Kevin and Daniela spend time talking to the customers – kids and their parents – and observing how they are interacting with exhibits. She does a few walk-throughs a day. “One, it lets me breathe,” she says, “and it’s nice to talk to them and see what they’re liking about the space.”
The Museum has invested a little over $1 million in its exhibits over the last three years. Membership has grown by 15% in the last year, to 2100 members, and attendance has grown by 82% in the last five years, says Daniela.
Although the results are worth it, children’s museums can be taxing for designers and technicians used to more straightforward designs and repairs, and normal wear and tear. Kevin tells of the day he met his assistant, Dave Kitchel, a man ten years his senior and a repair and handyman veteran. He had to be persuaded to take the job. When he visited for an interview, “he left trembling saying ‘I don’t think I can do this'”, says Kevin.
But along with the hard knocks come genuine rewards, says Kevin. “I’ve worked in a number of fields but this is by far the most rewarding and fulfilling. [There’s] the crazy use of unlikely materials. I’m one part sculptor as much as I am industrial designer, and there’s just so much opportunity for me to play and be creative.”
* Find the Children’s Museum Tucson at 200 S 6th Ave, Tucson. Tel: 520 792-9985.

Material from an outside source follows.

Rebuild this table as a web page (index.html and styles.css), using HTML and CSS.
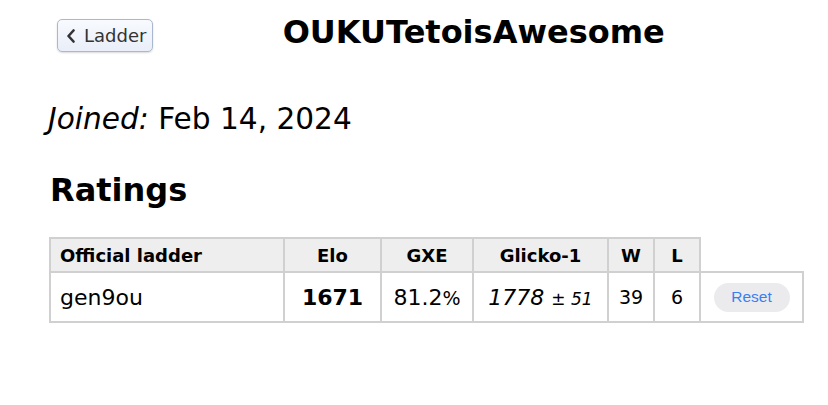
FILE: index.html
```html
<!DOCTYPE html>
<html>
<head>
<meta charset="utf-8">
<link rel="stylesheet" href="styles.css">
</head>
<body>
<div class="page">
  <header class="top">
    <button class="back"><svg class="chev" width="10" height="14" viewBox="0 0 10 14"><path d="M7.5 1.5 L2.5 7 L7.5 12.5" fill="none" stroke="#333" stroke-width="2.6" stroke-linecap="round" stroke-linejoin="round"/></svg>Ladder</button>
    <h1 class="title">OUKUTetoisAwesome</h1>
  </header>
  <p class="joined"><em>Joined:</em> Feb 14, 2024</p>
  <h2 class="ratings">Ratings</h2>
  <table class="ladder">
    <colgroup>
      <col class="w-name"><col class="w-elo"><col class="w-gxe"><col class="w-gl"><col class="w-w"><col class="w-l"><col class="w-reset">
    </colgroup>
    <tr class="head">
      <th class="left">Official ladder</th>
      <th>Elo</th>
      <th>GXE</th>
      <th>Glicko-1</th>
      <th>W</th>
      <th>L</th>
      <th class="empty"></th>
    </tr>
    <tr class="row">
      <td class="left">gen9ou</td>
      <td><strong>1671</strong></td>
      <td>81.2<small class="pct">%</small></td>
      <td><em>1778 <small>± 51</small></em></td>
      <td class="num">39</td>
      <td class="num">6</td>
      <td><button class="reset">Reset</button></td>
    </tr>
  </table>
</div>
</body>
</html>
```
FILE: styles.css
```css
html, body { margin: 0; padding: 0; background: #fff; }
body { font-family: "DejaVu Sans", Verdana, sans-serif; color: #000; }
.page { padding: 0 26px 0 49px; }
.top { display: flex; align-items: flex-start; height: 52px; }
.back {
  box-sizing: border-box;
  display: flex; align-items: center; gap: 8px;
  height: 33px; margin: 19px 0 0 8px; padding: 0 6px 0 8px;
  font-family: "DejaVu Sans", Verdana, sans-serif; font-size: 18px; color: #333;
  background: linear-gradient(#f8fafe, #e9eef8);
  border: 1px solid #a9b7cf; border-radius: 5px;
  box-shadow: 0 1px 2px rgba(0,0,0,0.15);
}
.chev { display: block; }
.title { flex: 1; margin: 13px 0 0 0; text-align: center; font-size: 32px; line-height: 38px; font-weight: bold; padding-right: 8px; }
.joined { margin: 49px 0 0 -1px; font-size: 29.6px; line-height: 36px; }
.ratings { margin: 34px 0 0 1px; font-size: 32px; line-height: 38px; }
.ladder { margin-top: 28px; border-collapse: collapse; table-layout: fixed; width: 753px; }
.w-name { width: 234px; }
.w-elo { width: 97px; }
.w-gxe { width: 92px; }
.w-gl { width: 135px; }
.w-w { width: 46px; }
.w-l { width: 46px; }
.w-reset { width: 103px; }
.ladder th, .ladder td { border: 2px solid #d0d0d0; padding: 0; text-align: center; white-space: nowrap; }
.ladder .left { text-align: left; padding-left: 9px; }
.head th { background: #eeeeee; height: 32px; font-size: 18px; font-weight: bold; }
.head th.empty { background: #fff; border: none; border-bottom: 2px solid #d0d0d0; }
.row td { height: 48px; font-size: 22px; }
.row td.num { font-size: 19px; }
small { font-size: 17px; }
small.pct { font-size: 19px; }
.reset {
  font-family: "Liberation Sans", Arial, sans-serif; font-size: 15.5px; color: #3a7ff0;
  background: #ebebee; border: none; border-radius: 15px;
  width: 76px; height: 29px; padding: 0;
}
```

* Hear our radio feature about Children’s Museum Tucson by clicking this link and hitting the ‘listen’ button.
Born in the USA and growing fast: children’s museum facts
* The world’s first children’s museum opened in Brooklyn almost 115 years ago.
* Today, around 400 children’s museums worldwide reach more than 30 million children and families annually.
* Children’s museums exist in 25 countries and every continent but Antarctica. In 1975 there were fewer than 40 children’s museums in the United States.
* 80 new children’s museums opened between 1976 and 1990. Now there are approximately 400 located around the world and about 60 children’s museums in the planning phase. In a typical year, five new children’s museums open.